Yesterday Souness described the 30-year-old Barnes, whom he recently made captain, as 'one of the few great talents in the country. . . He's had trouble with injuries and is still not playing at his very best but I want him to stay and recapture the form I know he's capable of,' Souness said.

Barnes's contract expires in the summer and unless Liverpool offer him the same pounds 500,000 salary he is entitled to a free transfer.

Malcolm Allison was replaced as chief coach at struggling Bristol Rovers last night because of ill health. The move by the chairman, Denis Dunford, is initially for two matches, but it is questionable whether the 65-year-old will ever return to the First Division club. Allison has been confined to bed suffering from a chest complaint since the weekend's 3-0 defeat by Watford.

That result left Rovers in a perilous position and Dunford has put the player-coach, Steve Cross, in charge for the next two games at Notts County this weekend and Derby the following Saturday.
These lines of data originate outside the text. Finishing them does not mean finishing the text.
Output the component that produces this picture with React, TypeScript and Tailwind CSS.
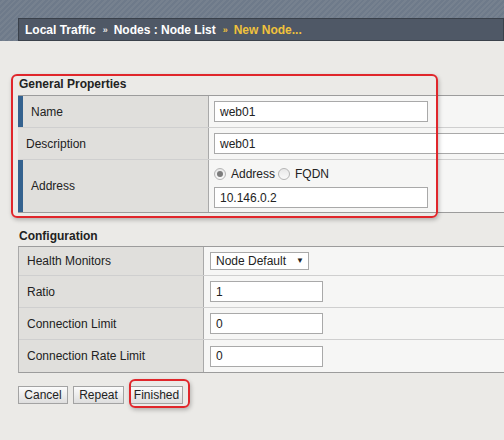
import React from "react";

const font = { fontFamily: '"Liberation Sans", Arial, sans-serif' };

const Label = ({ text, bar, h }: { text: string; bar?: boolean; h: string }) => (
    <div
        className={`flex items-center shrink-0 bg-[#e0dfdc] border-r border-r-[#a9a9a9] text-[12px] text-[#222] ${h} ${
            bar ? "border-l-[5px] border-l-[#34628f] pl-[8px]" : "pl-[8px]"
        }`}
    >
        {text}
    </div>
);

const TextInput = ({ value, w }: { value: string; w: string }) => (
    <div
        className={`${w} h-[21px] bg-white border border-[#a9a9a9] flex items-center pl-[5px] text-[12px] text-[#222]`}
    >
        {value}
    </div>
);

const Radio = ({ on }: { on?: boolean }) => (
    <span className="w-[12px] h-[12px] rounded-full border border-[#b5b5b5] bg-gradient-to-b from-[#e8e8e8] to-[#fafafa] flex items-center justify-center">
        {on && <span className="w-[6px] h-[6px] rounded-full bg-[#7c7c7c]" />}
    </span>
);

const Btn = ({ text, w }: { text: string; w: string }) => (
    <div
        className={`${w} h-[18px] border border-[#a3a3a3] bg-gradient-to-b from-[#fbfbfb] to-[#dedede] flex items-center justify-center text-[12px] text-[#222]`}
    >
        {text}
    </div>
);

export default function App() {
    return (
        <div
            className="relative w-[504px] h-[440px] overflow-hidden bg-[#ebeae7]"
            style={font}
        >
            {/* top banner */}
            <div className="h-[41px] pt-[18px] pl-[18px] bg-[repeating-linear-gradient(135deg,#6e7a8a_0px,#6e7a8a_2px,#76818f_2px,#76818f_4px)]">
                <div className="h-[23px] bg-[#4f5866] border border-[#3a414b] flex items-center pl-[6px] text-[12px] font-bold text-white">
                    <span>Local Traffic</span>
                    <span className="text-[9px] text-[#e8e8e8] mx-[7px] mt-[3px] tracking-[-1px]">››</span>
                    <span>Nodes : Node List</span>
                    <span className="text-[9px] text-[#f0c23c] mx-[7px] mt-[3px] tracking-[-1px]">››</span>
                    <span className="text-[#f0c23c]">New Node...</span>
                </div>
            </div>

            {/* general properties */}
            <div className="pl-[19px] mt-[35px] h-[16px] leading-[16px] text-[12px] font-bold text-[#222]">
                General Properties
            </div>
            <div className="ml-[18px] mt-[3px] w-[560px] border-y border-y-[#9c9c9c]">
                <div className="flex border-b border-b-[#cfcfcf]">
                    <Label text="Name" bar h="w-[191px] h-[31px]" />
                    <div className="flex-1 bg-[#f6f6f5] flex items-center pl-[5px]">
                        <TextInput value="web01" w="w-[214px]" />
                    </div>
                </div>
                <div className="flex border-b border-b-[#cfcfcf]">
                    <Label text="Description" h="w-[191px] h-[31px]" />
                    <div className="flex-1 bg-[#f6f6f5] flex items-center pl-[5px]">
                        <TextInput value="web01" w="w-[330px]" />
                    </div>
                </div>
                <div className="flex">
                    <Label text="Address" bar h="w-[191px] h-[52px]" />
                    <div className="flex-1 bg-[#f6f6f5] flex flex-col justify-center pl-[5px] gap-[3px]">
                        <div className="flex items-center text-[12px] text-[#222] h-[20px]">
                            <Radio on />
                            <span className="ml-[5px] mr-[3px]">Address</span>
                            <Radio />
                            <span className="ml-[5px]">FQDN</span>
                        </div>
                        <TextInput value="10.146.0.2" w="w-[214px]" />
                    </div>
                </div>
            </div>

            {/* configuration */}
            <div className="pl-[19px] mt-[15px] h-[16px] leading-[16px] text-[12px] font-bold text-[#222]">
                Configuration
            </div>
            <div className="ml-[18px] mt-[2px] w-[560px] border-y border-y-[#9c9c9c] border-l border-l-[#a9a9a9]">
                <div className="flex border-b border-b-[#cfcfcf]">
                    <Label text="Health Monitors" h="w-[185px] h-[28px]" />
                    <div className="flex-1 bg-[#f6f6f5] flex items-center pl-[6px]">
                        <div className="w-[99px] h-[18px] bg-white border border-[#a9a9a9] flex items-center pl-[5px] text-[12px] text-[#222]">
                            Node Default
                            <span className="ml-[10px] text-[8px]">▼</span>
                        </div>
                    </div>
                </div>
                <div className="flex border-b border-b-[#cfcfcf]">
                    <Label text="Ratio" h="w-[185px] h-[31px]" />
                    <div className="flex-1 bg-[#f6f6f5] flex items-center pl-[6px]">
                        <TextInput value="1" w="w-[113px]" />
                    </div>
                </div>
                <div className="flex border-b border-b-[#cfcfcf]">
                    <Label text="Connection Limit" h="w-[185px] h-[31px]" />
                    <div className="flex-1 bg-[#f6f6f5] flex items-center pl-[6px]">
                        <TextInput value="0" w="w-[113px]" />
                    </div>
                </div>
                <div className="flex">
                    <Label text="Connection Rate Limit" h="w-[185px] h-[32px]" />
                    <div className="flex-1 bg-[#f6f6f5] flex items-center pl-[6px]">
                        <TextInput value="0" w="w-[113px]" />
                    </div>
                </div>
            </div>

            {/* buttons */}
            <div className="flex ml-[18px] mt-[13px] gap-[5px]">
                <Btn text="Cancel" w="w-[50px]" />
                <Btn text="Repeat" w="w-[51px]" />
                <Btn text="Finished" w="w-[53px] ml-[1px]" />
            </div>

            {/* annotation boxes */}
            <div className="absolute left-[11px] top-[74px] w-[427px] h-[144px] border-2 border-[#e0262b] rounded-[6px] shadow-[1px_2px_4px_rgba(0,0,0,0.25)]" />
            <div className="absolute left-[129px] top-[379px] w-[61px] h-[29px] border-2 border-[#e0262b] rounded-[6px] shadow-[1px_2px_4px_rgba(0,0,0,0.25)]" />
        </div>
    );
}
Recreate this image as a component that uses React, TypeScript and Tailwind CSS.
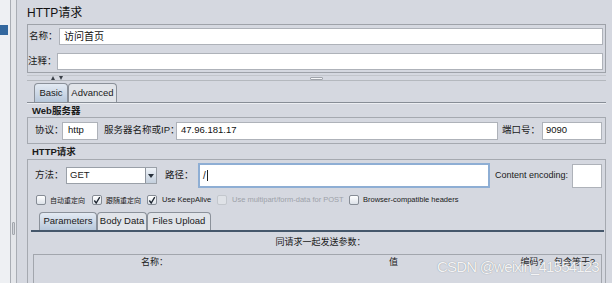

Allison, whose playing career with West Ham ended in the 1950s when he lost a lung after contracting tuberculosis, joined Rovers in November in an advisory capacity. A week later he was put in temporary charge when the manager, Dennis Rofe, left the club. Rovers have won six, drawn four and lost eight matches under Allison's command.

Manchester United stopped Bryan Robson from playing his planned second comeback game in the reserves last night.

Robson was due to play against Notts County reserves, but the United manager, Alex Ferguson, said: 'Bryan was a bit tired after his first comeback game in the A team last Saturday. We have decided it is too close to that game to push him into another one.'

Robson will play against Manchester City's A team at City's training ground on Saturday.

Steve Palmer, the Ipswich midfielder, has been ruled out for the rest of the season. The 24-year-old former Cambridge University student, a member of Ipswich's Second Division championship side last year, has been told he needs an operation on the thigh injury which has restricted him to just five appearances this season.

The first concrete bid to buy Birmingham City was lodged with the club's receiver yesterday. An unknown London-based investment trust made an undisclosed offer for the struggling First Division club.